Part of the reason I believe David may simply be desperate to make his case and willing to clutch at straws is the way he characterized the AP “research” into the Comcast/BitTorrent issue.
For example, Comcast was caught red-handed by The Associated Press blocking the distribution of the King James Bible. Martin launched an investigation and convened public hearings that put Comcast in the hot seat.
That is an absolutely false characterization of what happened. The Comcast/BitTorrent flap was a matter of Comcast trying to guarantee the best possible experience for the vast majority of its users, and trying to restrict the impact that heavy users of P2P applications have on broadband networks.

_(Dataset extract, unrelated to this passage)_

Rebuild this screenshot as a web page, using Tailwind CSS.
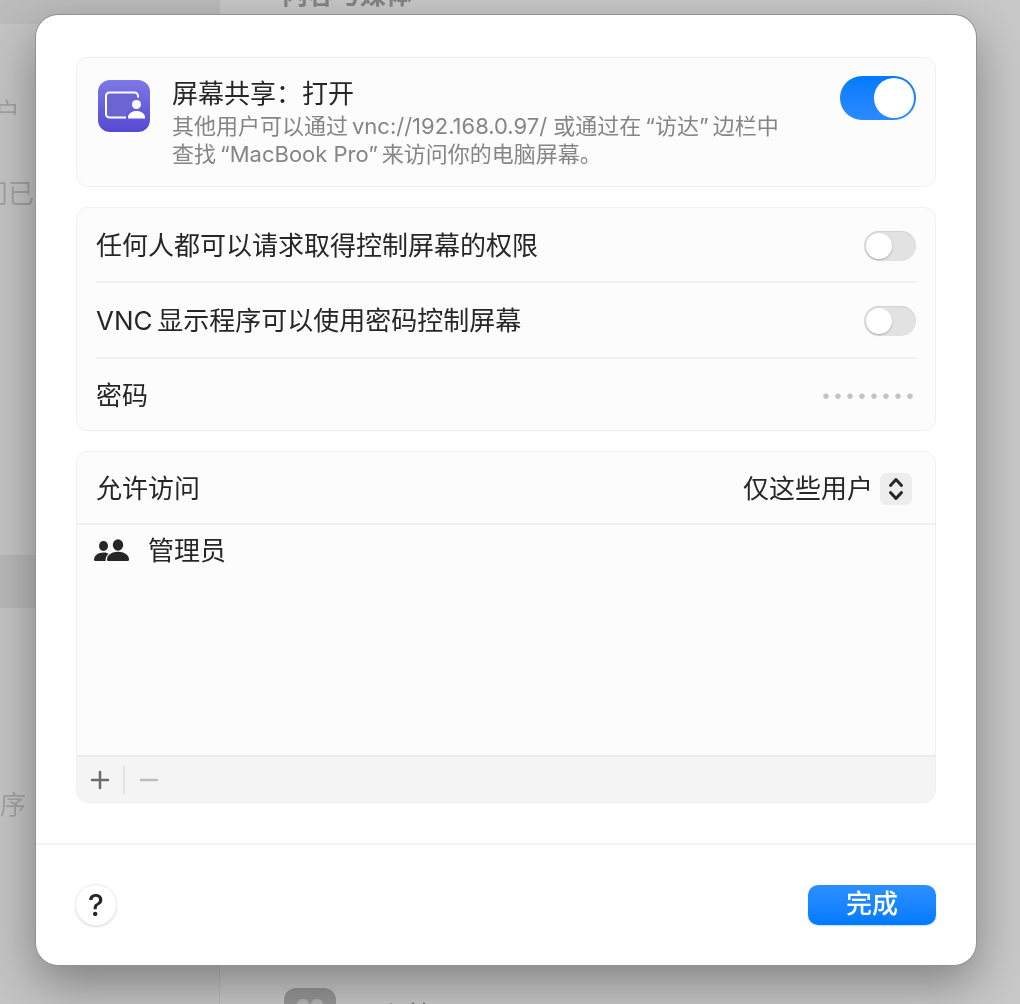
<!DOCTYPE html>
<html lang="zh-CN">
<head>
    <meta charset="UTF-8">
    <meta name="viewport" content="width=device-width, initial-scale=1.0">
    <title>屏幕共享</title>
    <script src="https://cdn.jsdelivr.net/npm/@tailwindcss/browser@4"></script>
</head>
<body class="min-h-screen bg-[#c8c8c8] font-['Inter','Noto_Sans_CJK_SC',sans-serif] text-[26px] leading-8 text-[#262626]">
    <!-- 后方变暗的设置窗口 -->
    <div class="fixed inset-0 flex overflow-hidden" aria-hidden="true">
        <div class="w-[220px] shrink-0 border-r border-[#bababa] bg-[#c4c4c4] text-[#a2a2a2]">
            <div class="h-6 bg-[#bcbcbc]"></div>
            <p class="mt-[73px] -ml-[6px]">户</p>
            <p class="mt-[49px] -ml-[18px]">问已</p>
            <div class="mt-[345px] h-[53px] bg-[#b8b8b8]"></div>
            <p class="mt-[181px]">序</p>
        </div>
        <div class="flex flex-1 flex-col justify-between pl-16">
            <p class="-mt-[21px] -ml-[2px] font-bold text-[#858585]">内容与媒体</p>
            <div class="-mb-9 flex items-center gap-5 text-[#6e6e6e]">
                <svg class="size-[52px]" viewBox="0 0 52 52">
                    <rect width="52" height="52" rx="12" fill="#969696"/>
                    <path d="M12 40V19q1-8 7-8t6 6v23zM40 40V19q-1-8-7-8t-6 6v23z" fill="#b5b5b5"/>
                </svg>
                <span class="pt-1">远程管理</span>
            </div>
        </div>
    </div>

    <!-- 弹窗 -->
    <div class="relative pt-[15px] pr-11 pb-[37px] pl-9">
        <main class="rounded-[22px] bg-white shadow-[0_0_0_1px_#929292,0_18px_50px_rgba(0,0,0,0.36)]">
            <div class="flex flex-col gap-5 px-10 pt-[42px] pb-10">
                <!-- 屏幕共享开关 -->
                <section class="flex items-start rounded-xl border border-[#f0f0f0] bg-[#fcfcfc] py-[18px] pr-[19px] pl-5">
                    <svg class="mt-[3px] size-[54px] shrink-0" viewBox="0 0 54 54">
                        <defs>
                            <linearGradient id="icon-bg" x1="0" y1="0" x2="0" y2="1">
                                <stop offset="0" stop-color="#7d78e6"/>
                                <stop offset="1" stop-color="#5549d2"/>
                            </linearGradient>
                        </defs>
                        <rect x="1" y="1" width="52" height="52" rx="12" fill="url(#icon-bg)"/>
                        <path d="M29 38H12.500a3.500 3.500 0 0 1-3.500-3.500V17a3.500 3.500 0 0 1 3.500-3.500h25a3.500 3.500 0 0 1 3.500 3.500v2.500L29 34z" fill="#6a65d0"/>
                        <path d="M29 38.500H12.500a3.500 3.500 0 0 1-3.500-3.500V17a3.500 3.500 0 0 1 3.500-3.500h25a3.500 3.500 0 0 1 3.500 3.500v1.500" fill="none" stroke="#fff" stroke-width="2"/>
                        <circle cx="39.500" cy="25.500" r="4.500" fill="#fff"/>
                        <path d="M31 39.500v-1c0-4 4-6.500 8.500-6.500s8.500 2.500 8.500 6.500v1z" fill="#fff"/>
                    </svg>
                    <div class="ml-[21px] flex-1 pt-[2px]">
                        <label for="sharing" class="block">屏幕共享：打开</label>
                        <p class="mt-[2px] text-[22px] leading-7 text-[#858585]">其他用户可以通过&thinsp;vnc://192.168.0.97/ 或通过在&thinsp;“访达”&thinsp;边栏中<br>查找&thinsp;“MacBook Pro”&thinsp;来访问你的电脑屏幕。</p>
                    </div>
                    <input type="checkbox" id="sharing" checked class="relative h-11 w-[76px] shrink-0 appearance-none rounded-full bg-[#cccccc] checked:bg-linear-to-b checked:from-[#007aff] checked:to-[#2b8aff] before:absolute before:top-[2px] before:left-[2px] before:size-10 before:rounded-full before:bg-white checked:before:left-[34px]">
                </section>

                <!-- 权限选项 -->
                <section class="rounded-xl border border-[#f0f0f0] bg-[#fcfcfc] px-[19px] pb-px">
                    <div class="flex h-[75px] items-center justify-between border-b-2 border-[#f1f1f1] pt-[2px]">
                        <label for="request">任何人都可以请求取得控制屏幕的权限</label>
                        <input type="checkbox" id="request" class="relative h-[30px] w-[52px] appearance-none rounded-full bg-[#e2e2e2] inset-shadow-[0_1px_1px_#d2d2d2] checked:bg-[#007aff] before:absolute before:top-[2px] before:left-[2px] before:size-[26px] before:rounded-full before:bg-white before:shadow-[0_1px_2px_#aaaaaa] checked:before:left-6">
                    </div>
                    <div class="flex h-[76px] items-center justify-between border-b-2 border-[#f1f1f1] pt-[2px]">
                        <label for="vnc">VNC&thinsp;显示程序可以使用密码控制屏幕</label>
                        <input type="checkbox" id="vnc" class="relative h-[30px] w-[52px] appearance-none rounded-full bg-[#e2e2e2] inset-shadow-[0_1px_1px_#d2d2d2] checked:bg-[#007aff] before:absolute before:top-[2px] before:left-[2px] before:size-[26px] before:rounded-full before:bg-white before:shadow-[0_1px_2px_#aaaaaa] checked:before:left-6">
                    </div>
                    <div class="flex h-[70px] items-center justify-between pt-1">
                        <label for="password">密码</label>
                        <input type="password" id="password" value="12345678" class="w-40 bg-transparent pt-1 text-right font-['Liberation_Mono',monospace] text-xl text-[#c4c4c4] outline-none">
                    </div>
                </section>

                <!-- 允许访问的用户 -->
                <section class="overflow-hidden rounded-xl border border-[#f0f0f0] bg-[#fcfcfc]">
                    <div class="flex h-[73px] items-center justify-between border-b-2 border-[#f0f0f0] pt-[2px] pr-[23px] pl-[19px]">
                        <label for="access">允许访问</label>
                        <div class="relative">
                            <select id="access" class="appearance-none bg-transparent pr-[38px] outline-none">
                                <option>仅这些用户</option>
                                <option>所有用户</option>
                            </select>
                            <svg class="pointer-events-none absolute top-0 right-0 size-8" viewBox="0 0 32 32" fill="none" stroke="#262626" stroke-width="3" stroke-linecap="round" stroke-linejoin="round">
                                <rect width="32" height="32" rx="7" fill="#ededed" stroke="none"/>
                                <path d="M10.500 12.500L16 6.500l5.500 6M10.500 19.500l5.500 6 5.500-6"/>
                            </svg>
                        </div>
                    </div>
                    <ul class="h-[230px]">
                        <li class="flex h-[52px] items-center gap-[19px] pl-[17px]">
                            <svg class="h-6 w-[35px]" viewBox="0 0 35 24" fill="#262626">
                                <ellipse cx="9.500" cy="7" rx="4.500" ry="5"/>
                                <path d="M0 20.800c0-4.500 4.500-7.300 9.500-7.300 2 0 3.600.4 5 1.200-2 1.800-3 4-3 7.300H2c-1.400 0-2-.4-2-1.200z"/>
                                <ellipse cx="24" cy="6" rx="5.200" ry="5.800"/>
                                <path d="M13 20.500c0-4.500 5-7.700 11-7.700s11 3.200 11 7.700c0 1-.6 1.500-2 1.500H15c-1.400 0-2-.5-2-1.500z"/>
                            </svg>
                            <span>管理员</span>
                        </li>
                    </ul>
                    <div class="flex h-[47px] items-center border-t-2 border-[#ebebeb] bg-[#f4f4f4]">
                        <button type="button" aria-label="添加" class="flex h-7 w-12 items-center justify-center border-r-2 border-[#e4e4e4]">
                            <svg class="size-5" viewBox="0 0 20 20" stroke="#6b6b6b" stroke-width="2.500" stroke-linecap="round"><path d="M2 10h16M10 2v16"/></svg>
                        </button>
                        <button type="button" aria-label="移除" class="flex h-7 w-12 items-center justify-center" disabled>
                            <svg class="size-5" viewBox="0 0 20 20" stroke="#bcbcbc" stroke-width="2.500" stroke-linecap="round"><path d="M2 10h16"/></svg>
                        </button>
                    </div>
                </section>
            </div>

            <!-- 底部按钮 -->
            <footer class="flex items-center justify-between border-t-2 border-[#f4f4f4] px-10 py-10">
                <button type="button" aria-label="帮助" class="flex size-10 items-center justify-center rounded-full bg-white text-[30px] font-medium shadow-[0_0_0_1px_#eeeeee,0_1px_3px_#bbbbbb]">?</button>
                <button type="button" class="h-10 w-32 rounded-[10px] bg-linear-to-b from-[#2b90ff] to-[#007aff] pb-[2px] font-medium text-white shadow-[0_1px_2px_#c8dcff]">完成</button>
            </footer>
        </main>
    </div>
</body>
</html>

David implies that a) Comcast was aware the content the AP used in its test was the King James Bible and b) specifically targeted that traffic. Why would he make such outrageous claims to make his case? Because David is trying to convince Republicans to support his cause, and Republicans identify strongly with issues of faith. By claiming "the big bad cable company tried to stop you from seeing the bible" he’s pandering in the worst possible way.
As a Republican
As a Republican, I would be skeptical of Internet regulation on the best day, and downright hostile on any other. I do not believe the imposition of a new regulatroy regime is the cure to the perceived ills of either the state of broadband or the state of my party. As someone who has been thinking of ways for Republicans to use the Internet for almost fifteen years, I disagree completely with David’s ridiculous claim that the only way to save the party is to create a new bureaucracy to regulate the Internet.
While I respect David’s opinion and right to speak out on whatever topic he chooses, I firmly believe he could not be further off track on this issue. I also hope he will take the time to address my deconstruction of his argument and answer my challenge to the factual basis of his column. He may perhaps become informed about the subject matter rather than irresponsibly disseminating mistruths.